Quatieri232 does not teach:
determining using a computing device, from the acoustic features, one or more time varying vocal tract variables, each of said vocal tract variables being an output of a machine learning system estimating a position or movement of a corresponding  articulator or a shape of an anatomical structure of a vocal tract, said machine learning system being trained on data including cinematographic measurements of vocal tracts during natural spoken utterances showing anatomical structure including positions or movement of articulators of vocal tracts, wherein the vocal tract variables are selected from a group consisting of: a place of articulation; a manner of articulation; constriction and/or location of lips, tongue tip, tongue body, velum, or glottis; and features and/or position of nasal cavity, buccal cavity, nostrils, epiglottis, trachea, and hard palate;
Quatieri665 teaches:
determining using a computing device, from the acoustic features, one or more time varying vocal tract variables (para [0032], where the DIVA model takes as inputs speech formants and computes parameters including articulatory commands), each of said vocal tract variables being an output of a machine learning system estimating a position or movement of a corresponding  articulator or a shape of an anatomical structure of a vocal tract (para [0050], where articulatory states include positions and velocities of articulators, which are output from the model), said machine learning system being trained on data including measurements of positions or movement of articulators of vocal tracts (para [0024], where articulator positions are measured, and para [0021], where the model learns using the measured signals), wherein the vocal tract variables are selected from a group consisting of: a place of articulation; a manner of articulation; constriction and/or location of lips, tongue tip, tongue body, velum, or glottis; and features and/or position of nasal cavity, buccal cavity, nostrils, epiglottis, trachea, and hard palate (para [0050], where the variables are positions and velocities of articulators such as tongue, jaw, lips, and larynx);
It would have been obvious to one of ordinary skill in the art before the effective filing date of the claimed invention to modify the system of Quatieri232 by using the DIVA model of Quatieri665 (Quatieri665 para [0032]) in the determination of the vocal tract changes of Quatieri232 (Quatieri232 para [0070]), as it would allow building a model to match a specific speaker instead of a generic speaker, while also allowing specificity across disorders (Quatieri665 para [0069]).
Wang teaches:
said machine learning system being trained on data including cinematographic measurements of vocal tracts during natural spoken utterances showing anatomical structure including positions or movement of articulators of vocal tracts (para [0023-24], where a model is trained using audio and video of an individual speaking a known script or text including lip movements, where the lips are part of the vocal tract), wherein the vocal tract variables are selected from a group consisting of: a place of articulation; a manner of articulation; constriction and/or location of lips, tongue tip, tongue body, velum, or glottis; and features and/or position of nasal cavity, buccal cavity, nostrils, epiglottis, trachea, and hard palate (para [0019], [0024], where lip movements are determined).
It would have been obvious to one of ordinary skill in the art before the effective filing date of the claimed invention to modify the system of Quatieri232 in view of Quatieri665 by using the video data of Wang (Wang para [0023-24]) in the training of Quatieri232 in view of Quatieri665 (Quatieri665 para [0021], [0024]), in order to generate visual feature vectors corresponding to input audio feature vectors (Wang para [0006]).
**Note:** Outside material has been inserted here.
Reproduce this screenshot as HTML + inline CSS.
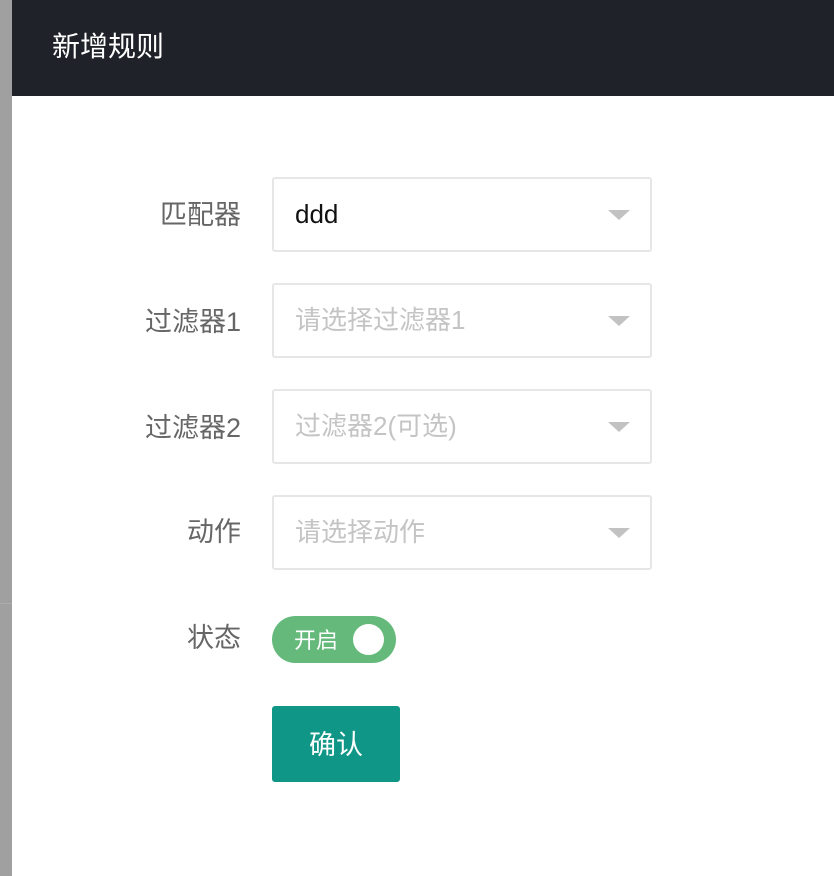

Regarding claim 2, Quatieri232 in view of Quatieri665 and Wang teaches:
The method of claim 1 wherein the acoustic features represent characteristics of an audio power spectrum of the portion of the speech (Quatieri232 para [0043], where the MFCCs are coefficients that represent the short-term power spectrum).  

Regarding claim 3, Quatieri232 in view of Quatieri665 and Wang teaches:
The method of claim 2 wherein the acoustic features comprise cepstral coefficients (Quatieri232 para [0043], where the MFCCs are coefficients that represent the short-term power spectrum).  

Regarding claim 4, Quatieri232 in view of Quatieri665 and Wang teaches:
The method of claim 1
wherein determining the vocal tract variables comprises providing the acoustic features as inputs to a neural network, and using the neural network to compute the vocal tract variables from the acoustic features (Quatieri665 para [0021], [0032], where DIVA is a neural network model, which receives feature inputs and computes the vocal tract variables).

Regarding claim 10, Quatieri232 in view of Quatieri665 and Wang teaches:
The method of claim 1 further comprising associating the vocal tract variables with an utterance within the audio recording (Quatieri232 para [0033], where the speech-related variables are related to the user's speech).  

Regarding claim 11, Quatieri232 in view of Quatieri665 and Wang teaches:
The method of claim 1 wherein determining the measurement of the disorder comprises computing time correlation dependent functions of the at least one vocal tract variables (Quatieri232 para [0032], [0041], where a channel-delay correlation matrix of the channels is used, or alternatively, using the variables of para [0034-39]).  

Regarding claim 12, Quatieri232 in view of Quatieri665 and Wang teaches:
The method of claim 11 wherein computing the time correlation dependent functions comprises generating a channel-delay correlation matrix of the vocal tract variables and/or acoustic features (Quatieri232 para [0032], [0041], where a channel-delay correlation matrix of the channels is used, or alternatively, using the variables of para [0034-39]).  

Regarding claim 13, Quatieri232 in view of Quatieri665 and Wang teaches:
The method of claim 12 further comprising generating an eigenspectrum of the channel-delay correlation matrix, and determining the measurement of the disorder comprises identifying eigenvalues within the eigenspectrum that have magnitudes indicating depressed speech (Quatieri232 para [0041], where the eigenvalues are constructed from the matrix, and para [0084], where the matrix eigenspectra are the eigenvalues, and where the eigenvalues are used to differentiate healthy and depressed subjects and estimate depression levels).  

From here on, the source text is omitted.